LESSON LEARNED: However the telemetry data is stored, build the interface for visualising that data at the same time you start storing it. Storing data that you can’t visualise or use is pointless.
LESSON LEARNED: Give every discrete hardware unit at least one bright externally visible power LED, and if it contains a processor, flash an LED in the main loop to show that the software is running. Technicians need a quick and foolproof way to tell if a box is powered up and working, powered up but not working, or turned off, without opening the (RFI-tight, dozen-screw) box. Having software-controlled lights on the boxes we have out in the desert has probably already saved as much money in technician time as the capital cost of the hardware.
LESSON LEARNED: Software controlled lights are essential for internal rack-mounted gear too. There needs to be a way for a human to quickly verify that the physical locations and wiring of equipment (a station of TPM's, for example) matches the internal M&C representation of that hardware. Something as simple as a light-chaser scrolling across the LED's of all of the TPMs in sequence would make a mis-identified bit of hardware stand out to the eye. Software controlled lights are also incredibly useful to identify faulty units that need to be swapped out, so a good unit isn't replaced by accident.
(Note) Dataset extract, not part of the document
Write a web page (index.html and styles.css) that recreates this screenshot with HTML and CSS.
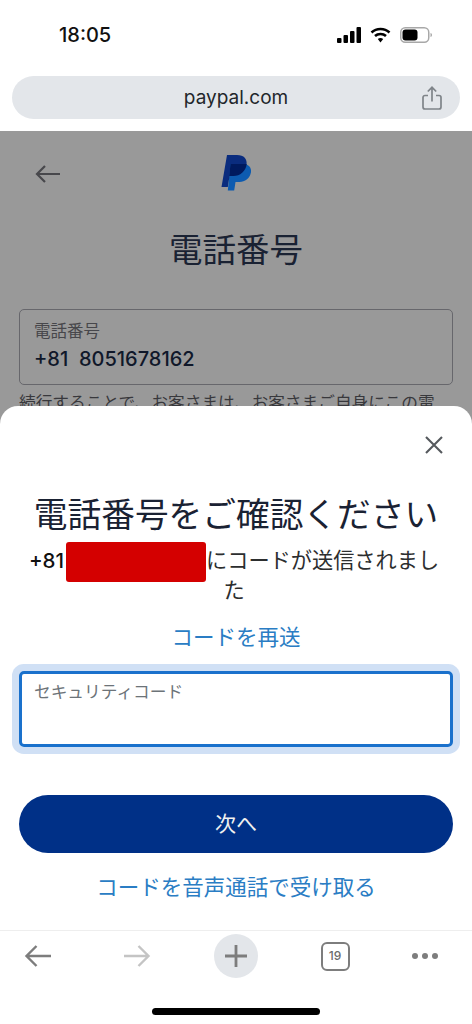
FILE: index.html
```html
<!DOCTYPE html>
<html lang="ja">
<head>
    <meta charset="UTF-8">
    <title>電話番号</title>
    <link rel="stylesheet" href="styles.css">
</head>
<body>
<div class="screen">
    <div class="status">
        <span class="time">18:05</span>
        <div class="status-icons">
            <svg width="24" height="16" viewBox="0 0 24 16"><rect x="0" y="11" width="4.5" height="5" rx="1"/><rect x="6.5" y="8" width="4.5" height="8" rx="1"/><rect x="13" y="4" width="4.5" height="12" rx="1"/><rect x="19.5" y="0" width="4.5" height="16" rx="1"/></svg>
            <svg width="21" height="16" viewBox="0 0 21 16"><path d="M1.5 5.5C6.5 .8 14.5 .8 19.5 5.5" fill="none" stroke="#000" stroke-width="2.6"/><path d="M5 9C8 6.300 13 6.300 16 9" fill="none" stroke="#000" stroke-width="2.6"/><path d="M7.800 12L10.500 15.500 13.200 12C11.600 10.700 9.400 10.700 7.800 12Z"/></svg>
            <svg width="32" height="16" viewBox="0 0 32 16"><rect x=".75" y=".75" width="28" height="14.500" rx="4.500" fill="none" stroke="#a8a8a8" stroke-width="1.500"/><rect x="2.500" y="2.500" width="15" height="11" rx="3"/><path d="M30.500 6v4c1-.4 1.500-1.200 1.500-2s-.5-1.600-1.500-2Z" fill="#a8a8a8"/></svg>
        </div>
    </div>
    <div class="urlwrap">
        <div class="urlbar">
            <span class="url">paypal.com</span>
            <svg class="share" width="20" height="24" viewBox="0 0 20 24" fill="none" stroke="#7f8489" stroke-width="1.700"><path d="M6 9.500H3a2 2 0 0 0-2 2V21a2 2 0 0 0 2 2h14a2 2 0 0 0 2-2v-9.500a2 2 0 0 0-2-2h-3"/><path d="M10 15.500V1.500M5.800 5.500L10 1.300l4.200 4.200"/></svg>
        </div>
    </div>

    <div class="page">
        <div class="behind">
            <div class="topnav">
                <svg class="nav-back" width="26" height="20" viewBox="0 0 26 20" fill="none" stroke="#48484c" stroke-width="2.200"><path d="M25 10H2M10 2l-8 8 8 8"/></svg>
                <svg width="30" height="36" viewBox="0 0 30 36">
                    <path d="M6 0H16C23 0 26.500 4 25.500 10C24.400 17 19 21 12.500 21H8.500L6.800 32H0.500Z" fill="#0a2c7e"/>
                    <path d="M9.500 9H22C28 9 31 13 29.800 18C28.600 23.500 24 27 18.500 27H14.500L13.200 35.500H6.800Z" fill="#0d5bb0"/>
                    <path d="M9.500 9H25.700C24.800 16.500 19 21 12.500 21H8.500L7.500 27.500Z" fill="#001a5e"/>
                </svg>
                <span></span>
            </div>
            <h1 class="title">電話番号</h1>
            <div class="field">
                <div class="field-label">電話番号</div>
                <div class="field-value">+81&nbsp; 8051678162</div>
            </div>
            <p class="note">続行することで、お客さまは、お客さまご自身にこの電</p>
        </div>

        <div class="sheet">
            <div class="close">
                <svg width="18" height="18" viewBox="0 0 18 18" stroke="#55595d" stroke-width="2.100"><path d="M1 1l16 16M17 1L1 17"/></svg>
            </div>
            <h2 class="sheet-title">電話番号をご確認ください</h2>
            <p class="sent"><span class="prefix">+81</span> <span class="redact"></span>にコードが送信されまし<br>た</p>
            <a class="link resend">コードを再送</a>
            <div class="codebox">セキュリティコード</div>
            <div class="next">次へ</div>
            <a class="link voice">コードを音声通話で受け取る</a>
        </div>
    </div>

    <div class="toolbar">
        <div class="tools">
            <div class="tool">
                <svg width="28" height="24" viewBox="0 0 28 24" fill="none" stroke="#7d7d7d" stroke-width="2.400"><path d="M27 12H2.500M12.500 2l-10 10 10 10"/></svg>
            </div>
            <div class="tool">
                <svg width="28" height="24" viewBox="0 0 28 24" fill="none" stroke="#c4c4c4" stroke-width="2.400"><path d="M1 12h24.500M15.500 2l10 10-10 10"/></svg>
            </div>
            <div class="tool plus">
                <svg width="22" height="22" viewBox="0 0 22 22" stroke="#7d7d7d" stroke-width="2.800"><path d="M11 0v22M0 11h22"/></svg>
            </div>
            <div class="tool"><span class="tabcount">19</span></div>
            <div class="tool more">
                <svg width="28" height="8" viewBox="0 0 28 8" fill="#7d7d7d"><circle cx="4" cy="4" r="3"/><circle cx="14" cy="4" r="3"/><circle cx="24" cy="4" r="3"/></svg>
            </div>
        </div>
        <div class="home"></div>
    </div>
</div>
</body>
</html>
```

FILE: styles.css
```css
*{
    margin: 0;
    padding: 0;
    box-sizing: border-box;
}
body{
    background: #fff;
    font-family: Inter, "Noto Sans CJK JP", sans-serif;
    color: #1a2233;
}
.screen{
    width: 472px;
    height: 1024px;
    display: flex;
    flex-direction: column;
    overflow: hidden;
}
.status{
    height: 76px;
    padding: 0 40px 6px 59px;
    display: flex;
    align-items: center;
    justify-content: space-between;
}
.time{
    font-size: 20px;
    font-weight: 500;
    color: #111;
}
.status-icons{
    display: flex;
    align-items: center;
    gap: 9px;
}
.urlwrap{
    padding: 0 12px 12px;
}
.urlbar{
    height: 43px;
    border-radius: 22px;
    background: #e3e6ea;
    display: grid;
    grid-template-columns: 1fr auto 1fr;
    align-items: center;
}
.url{
    grid-column: 2;
    font-size: 19px;
    color: #22262b;
}
.share{
    grid-column: 3;
    justify-self: end;
    margin-right: 18px;
}
.page{
    flex: 1;
    display: flex;
    flex-direction: column;
    background: #999;
}
.behind{
    height: 275px;
    overflow: hidden;
    padding: 24px 19px 0;
}
.topnav{
    display: grid;
    grid-template-columns: 1fr auto 1fr;
    align-items: center;
    height: 36px;
}
.nav-back{
    margin: 2px 0 0 16px;
}
.title{
    margin-top: 35px;
    font-size: 33.500px;
    line-height: 48px;
    font-weight: 400;
    text-align: center;
}
.field{
    margin-top: 35px;
    height: 76px;
    border: 1px solid #67676c;
    border-radius: 5px;
    padding: 9px 14px;
}
.field-label{
    font-size: 16.500px;
    line-height: 24px;
    color: #47474b;
}
.field-value{
    font-size: 20px;
    font-weight: 500;
    line-height: 32px;
    color: #10182a;
}
.note{
    margin-top: 4px;
    font-size: 16.700px;
    line-height: 28px;
    white-space: nowrap;
    color: #38383c;
}
.sheet{
    flex: 1;
    background: #fff;
    border-radius: 18px 18px 0 0;
    padding: 30px 19px 0;
    display: flex;
    flex-direction: column;
    align-items: stretch;
    text-align: center;
}
.close{
    display: flex;
    justify-content: flex-end;
    padding-right: 10px;
    height: 17px;
}
.sheet-title{
    margin-top: 38px;
    font-size: 33.700px;
    line-height: 48px;
    font-weight: 400;
    white-space: nowrap;
}
.sent{
    margin-top: 7px;
    padding-right: 4px;
    font-size: 21.200px;
    line-height: 29px;
    color: #2c2e2f;
}
.prefix{
    font-size: 20.500px;
    font-weight: 500;
    color: #111;
}
.redact{
    display: inline-block;
    width: 140px;
    height: 40px;
    margin: -6px 0 -6px -4px;
    vertical-align: middle;
    border-radius: 3px;
    background: #d40000;
}
.link{
    display: block;
    font-size: 21.500px;
    line-height: 30px;
    color: #2a7dc4;
}
.resend{
    margin-top: 17px;
}
.codebox{
    margin-top: 19px;
    height: 76px;
    border: 3px solid #1a71cc;
    border-radius: 5px;
    box-shadow: 0 0 0 7px #d0e0f5;
    padding: 6px 12px;
    text-align: left;
    font-size: 16.700px;
    line-height: 24px;
    color: #6c7378;
}
.next{
    margin-top: 48px;
    height: 58px;
    border-radius: 29px;
    background: #003087;
    color: #f0f0f0;
    font-size: 21px;
    line-height: 58px;
}
.voice{
    margin-top: 19px;
}
.toolbar{
    height: 94px;
    border-top: 1px solid #eee;
    background: #fff;
    padding-top: 3px;
}
.tools{
    display: flex;
    gap: 55px;
    padding-left: 16px;
}
.tool{
    flex: none;
    width: 44px;
    height: 44px;
    display: flex;
    align-items: center;
    justify-content: center;
}
.plus{
    border-radius: 50%;
    background: #e3e6ea;
}
.tabcount{
    width: 29px;
    height: 29px;
    border: 2.500px solid #7d7d7d;
    border-radius: 6px;
    font-size: 12px;
    line-height: 24px;
    font-weight: 500;
    text-align: center;
    color: #6a6a6a;
}
.more{
    margin-left: -9px;
}
.home{
    width: 168px;
    height: 7px;
    margin: 30px auto 0;
    border-radius: 4px;
    background: #000;
}
```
In Summary, looking ahead to the SKA:
- Treat all the specifications and requirements with a grain of salt – the prototype won’t match the specs exactly, and the ‘final’ product will be controlling different hardware, and have different requirements.
- Make everything more flexible than you think it needs to be, because adding features retrospectively is really hard.
- Plan early on how the metadata (telescope configuration, state, and telemetry data) will be packaged and follow the data to archiving and the end user.
- Don’t assume that M&C software is a product that will ever be finished and delivered. The hardware will evolve over time, and users will demand new features. The MWA has been fully operational since mid 2013, but the M&C software has evolved dramatically since then – paying back technical debt (rewriting thousands of lines of code), adding features, and supporting the end user with better metadata handling and access to data.